Developers On Call

John Barton
My toolbox as allegory
My toolbox as allegory

Over the past few days Charity Majors has been at the centre of a wide ranging twitter debate around whether developers should go on call. Her position, which I agree with 100%, is that developers should.

Because it’s a conversation that’s gone on many tangents, it’s hard to pick a single twitter thread that’s representative. This one in the middle is pretty good.

The haters

I can completely empathise with why discussing on call can be challenging. Charity herself mentions that a lot of people have PTSD from bad on call experiences. On call has been appalling for many people in many places, but none of that is inherent in on call itself.

There are two frustrating themes in the opposing side of the debate right now.

  1. An almost wilful denial that a humane model of on call can (and does) exist
  2. A betrayal between castes of engineers, that developers can’t be on call because they have valid personal reasons, but ops should because it’s their job

My feeling is that the first is a reflexive defensive posture of developers to avoid thinking through their unacknowledged position on the second. The really sad part of this dynamic is that while there remains a small moral failing in the general area of “developer privilege”, that in examining rather than rejecting humane on call programs you’d discover the underlying systemic problem of companies trying to get a free ride on 247 availability hurting everyone, including the companies themselves.

Developer Privilege

Let’s deal with the elephant in the room first. Ops engineers typically get paid less and treated worse than developers. They’re expected to carry the pager and keep software running 247. The two biggest factors in the quality of life for this role is the rate usage of the software grows and the quality of the software as designed and built, neither of which they have much direct influence on.

I cannot rightly comprehend a universe where the accident of your technical speciality makes you accountable for the quality of someone else’s work.

I don’t think I can say it any better than that.

I’m also not a fan of the arguments that “I can’t go on call because I have a family” or “I like camping so I can’t be on call”. Do none of you have any friends in other industries? I guess nurses can’t have families. I guess no doctors go camping. Electricians can’t join organised sports leagues. No train drivers can go to the movies.

Systems that run around the clock need around the clock coverage, whether that’s keeping people alive or selling doo-dads via a webform. Part of why software is so remunerative is that it facilitates round the clock sales (or activity or whatever) 24 hours a day, every day of the year.

When developers are happy to share in that windfall, and then lean on arguments that fly in the face of the lived experience of other professions to avoid sharing in the toil, I run out of all empathy. There will always be exceptional circumstances, but the answer to that is to participate by default and handle the exceptions, not opt an entire industry out to avoid the edge cases.

Humane On Call

That said, if your company has nothing but a hellish on call experience to offer, you’d be insane to opt in. There are (I assume) many ways to design a humane on call system, but I just want to share a bunch of quick points about policy I’ve instituted across two teams that makes on call workable.

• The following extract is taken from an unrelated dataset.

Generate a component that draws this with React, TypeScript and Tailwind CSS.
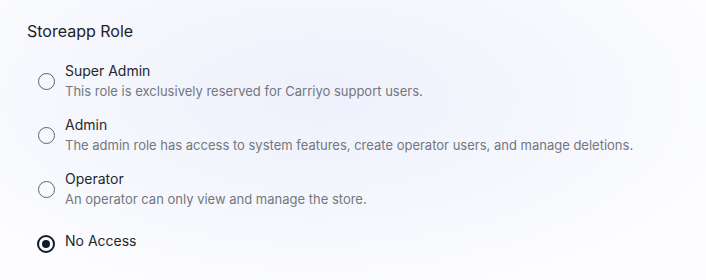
import React from "react";

type Role = { name: string; desc?: string; selected?: boolean };

const roles: Role[] = [
  { name: "Super Admin", desc: "This role is exclusively reserved for Carriyo support users." },
  { name: "Admin", desc: "The admin role has access to system features, create operator users, and manage deletions." },
  { name: "Operator", desc: "An operator can only view and manage the store." },
  { name: "No Access", selected: true },
];

function Radio({ selected }: { selected?: boolean }) {
  return (
    <span className="flex w-[18px] shrink-0 items-center justify-center">
      {selected ? (
        <span className="flex h-[18px] w-[18px] items-center justify-center rounded-full border-2 border-[#111b2e]">
          <span className="h-2 w-2 rounded-full bg-[#111b2e]" />
        </span>
      ) : (
        <span className="h-[17px] w-[17px] rounded-full border-[1.5px] border-[#5f6368]" />
      )}
    </span>
  );
}

export default function App() {
  return (
    <div
      className="h-[280px] w-[706px] overflow-hidden bg-[radial-gradient(ellipse_at_45%_35%,#eef1fc_0%,#f5f7fd_45%,#fdfdff_80%)] px-[27px] pt-[19px]"
      style={{ fontFamily: "Inter, 'Noto Sans', sans-serif" }}
    >
      <div className="text-[16px] leading-6 text-[#1f2128]">Storeapp Role</div>
      <div className="mt-[18px] flex flex-col gap-[13px] pl-[10px]">
        {roles.map((r) => (
          <div key={r.name} className="flex min-h-[41px] items-center gap-[10px]">
            <Radio selected={r.selected} />
            <div className={r.desc ? "flex flex-col" : "flex flex-col pb-[5px]"}>
              <div className="text-[14px] leading-5 text-[#25272d]">{r.name}</div>
              {r.desc && <div className="text-[13px] leading-[21px] text-[#74767d]">{r.desc}</div>}
            </div>
          </div>
        ))}
      </div>
    </div>
  );
}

I can’t say the above would work in every context, but it’s worked for me across a couple of roles so far.

The Free Rider Problem

I mentioned above that in my teams I run paid on call rotations. It’s now a core part of my management philosophy, but I arrived there by pure copy and paste accident. The short version is that in a past startup we (two out of three engineers) were told that we needed to share the on call support to lighten the burden on the founding engineer of the company. After a knee jerk reaction of “fuck that”, I remembered that my mum - a nurse - was on call relatively frequently. I called her up, asked how on call worked for her - which was she was paid an extra retainer of 10% for every hour she was on call, and was paid double time if she was called in to work, and a minimum payout for response. If mum could do it so could I. Clinton (the other non-founding engineer) and I came back to the table and said we’d participate on those terms.

That startup was called Envato and it runs one of the highest traffic Ruby on Rails sites in the world. They still run the program roughly that way, and I made the same policy at 99designs when I joined the management team there.

It wasn’t until much, much later that I realised it (roughly) solves the free rider and sets up a virtuous quality cycle by aligning business and engineering incentives. Unpaid on call allows a business to profit from round the clock revenue generation from an always-on platform without paying its share in the costs of maintaining round the clock revenue generation.

Paying for on call isn’t a panacea. Incentives aren’t a silver bullet for behavioural change, but when a company can page an engineer for free, it’s no surprise there are so many bad actors.

Let me sum up

Most companies offer a shitty on call experience, but that sets the floor, not the ceiling for what on call can be. Teams where the people creating the software help support the software achieve better quality through aligned incentives and increased awareness. This has not been the historical practice in industry, but companies can make the change by acknowledging and addressing their role in making quality an economic externality on ops teams. Developers who have benefited from the status quo should engage more deeply with the underlying issues rather than pushing quality onto another class of engineer.